3) Le fort niveau de violence n’est pas efficace et ne permet en aucun cas à l’État de régler les problèmes en mettant la main sur les responsables des violences, dans notre cas en manifestation. On assiste à une escalade perpétuelle présentée comme efficace et légitime par l’exécutif mais on voit bien que le déploiement de tels moyens humains et matériels en constante augmentation n’est pas synonyme de victoire de l’État mais plutôt un aveu d’inefficacité. Dès lors, il devient évident que la débauche de violence n’a pour unique but que de terroriser les populations civiles pour les couper des activistes les plus radicaux.
4) Cette stratégie de l’exécutif qui se décharge de sa responsabilité politique sur un corps de l’État est particulièrement dangereuse. Elle fracture la confiance de la population envers ses forces de maintien de l’ordre et initie un cycle de vengeance qui tend la situation, et ce sont les agents du service public qui en font principalement les frais. De l’autre côté, la Police ou l’Armée se sentent lâchées et manipulées par les politiques, incapables de prises claires de positions et de responsabilités. Résultat ? Une possible autonomisation de ces institutions, ce que le poids de certains syndicats comme Alliance et UNSA Police auprès du ministère de l’Intérieur tend à montrer : ces représentants peuvent finir par penser qu’ils savent mieux que le pouvoir politique comment gérer les choses et peuvent être tentés de prendre des initiatives, méprisant le politique pour son manque de courage et se méfiant de la population, forcément hostile.

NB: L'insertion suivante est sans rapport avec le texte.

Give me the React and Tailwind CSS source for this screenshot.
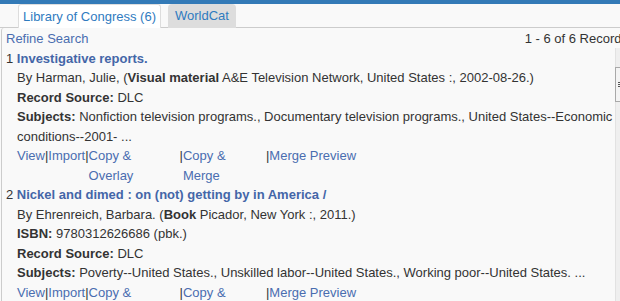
// Record search results — Library of Congress / WorldCat tabs with a short result list.

const records = [
  {
    n: 1,
    title: 'Investigative reports.',
    by: 'By Harman, Julie, (',
    type: 'Visual material',
    pub: ' A&E Television Network, United States :, 2002-08-26.)',
    isbn: null,
    source: 'DLC',
    subjects:
      'Nonfiction television programs., Documentary television programs., United States--Economic conditions--2001- ...',
  },
  {
    n: 2,
    title: 'Nickel and dimed : on (not) getting by in America /',
    by: 'By Ehrenreich, Barbara. (',
    type: 'Book',
    pub: ' Picador, New York :, 2011.)',
    isbn: '9780312626686 (pbk.)',
    source: 'DLC',
    subjects: 'Poverty--United States., Unskilled labor--United States., Working poor--United States. ...',
  },
]

function Actions() {
  const sep = <span className="text-[#333]">|</span>
  return (
    <div className="flex items-start text-[#4a6db0]">
      <span>View</span>
      {sep}
      <span>Import</span>
      {sep}
      <span className="w-[91px]">Copy &amp; Overlay</span>
      {sep}
      <span className="w-[83px]">Copy &amp; Merge</span>
      {sep}
      <span>Merge Preview</span>
    </div>
  )
}

function Record({ r }) {
  return (
    <div>
      <div className="whitespace-nowrap">
        {r.n}{' '}
        <span className="font-bold text-[#4466a8]">{r.title}</span>
      </div>
      <div className="pl-[11px]">
        <div className="whitespace-nowrap">
          {r.by}
          <span className="font-bold">{r.type}</span>
          {r.pub}
        </div>
        {r.isbn && (
          <div>
            <span className="font-bold">ISBN:</span> {r.isbn}
          </div>
        )}
        <div>
          <span className="font-bold">Record Source:</span> {r.source}
        </div>
        <div className="pr-[6px]">
          <span className="font-bold">Subjects:</span> {r.subjects}
        </div>
        <Actions />
      </div>
    </div>
  )
}

export default function App() {
  return (
    <div
      className="relative w-[620px] h-[301px] overflow-hidden bg-[#f9f9f9] text-[13px] leading-[19.5px] text-[#333]"
      style={{ fontFamily: '"Liberation Sans", Arial, sans-serif' }}
    >
      <div className="h-[4px] bg-[#337ab7]" />

      {/* tabs */}
      <div className="flex items-end h-[24px] border-b border-[#ccc]">
        <div className="ml-[18px] mb-[-1px] h-[24px] w-[143px] flex items-center justify-center bg-white border border-b-0 border-[#ddd] rounded-t-[3px] text-[#2f7bbf]">
          Library of Congress (6)
        </div>
        <div className="ml-[7px] mb-[-1px] h-[24px] w-[68px] flex items-center justify-center bg-[#dddddd] rounded-t-[4px] text-[#2f7bbf]">
          WorldCat
        </div>
      </div>

      {/* results panel */}
      <div className="ml-[1px] pl-[4px] pt-[1px] border-l border-[#ccc] rounded-tl-[3px] h-full">
        <div className="flex justify-between mr-[-8px] whitespace-nowrap">
          <span className="text-[#4a6db0]">Refine Search</span>
          <span>1 - 6 of 6 Records</span>
        </div>
        {records.map((r) => (
          <Record key={r.n} r={r} />
        ))}
      </div>

      {/* sidebar splitter */}
      <div className="absolute right-0 top-[48px] bottom-0 w-[5px] bg-[#efefef] border-l border-[#e2e2e2]">
        <div className="absolute left-[-1px] top-[19px] h-[35px] w-[6px] border border-r-0 border-[#a9a9a9] bg-[#f4f4f4] flex flex-col items-center justify-center gap-[1px]">
          <span className="block w-[2px] h-[1px] bg-[#555]" />
          <span className="block w-[2px] h-[1px] bg-[#555]" />
          <span className="block w-[2px] h-[1px] bg-[#555]" />
        </div>
      </div>
    </div>
  )
}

A l’époque de la guerre d’Algérie, l’option de De Gaulle arrivé au pouvoir en 1958 était de conserver cette stratégie de terreur dans le but d’isoler le FLN de la population civile tout en recherchant une troisième force moins violente avec laquelle négocier, mais il était trop tard et il n’a pas trouvé, ce qui explique la rupture profonde entre la France et l’Algérie sur le long terme ainsi que la radicalisation et l’autonomisation d’une partie de l’armée qui ira jusqu’au putsch à l’automne 1961. Emmanuel Macron devrait en tirer quelques leçons et repenser son refus de négocier avec les syndicats et notamment la CFDT qui pourrait incarner cette troisième force qui pourrait permettre de sortir de l’impasse.
Malheureusement, notre Prince-Philosophe ne semble pas trop féru d’Histoire ni de courage et de réalisme politique, quoi qu’il en dise. Le jeu qu’il joue est très dangereux, et se reposer sur une politique délibérée de peur, portée en plus par un ministre de l’Intérieur qui a son propre agenda politique et une stratégie de droitisation assumée, sans avoir des options de sortie, c’est un drôle de pari. Emmanuel Macron se rêvait apôtre du nouveau monde et du XXIème siècle, il semble plutôt prendre le chemin de Guy Mollet.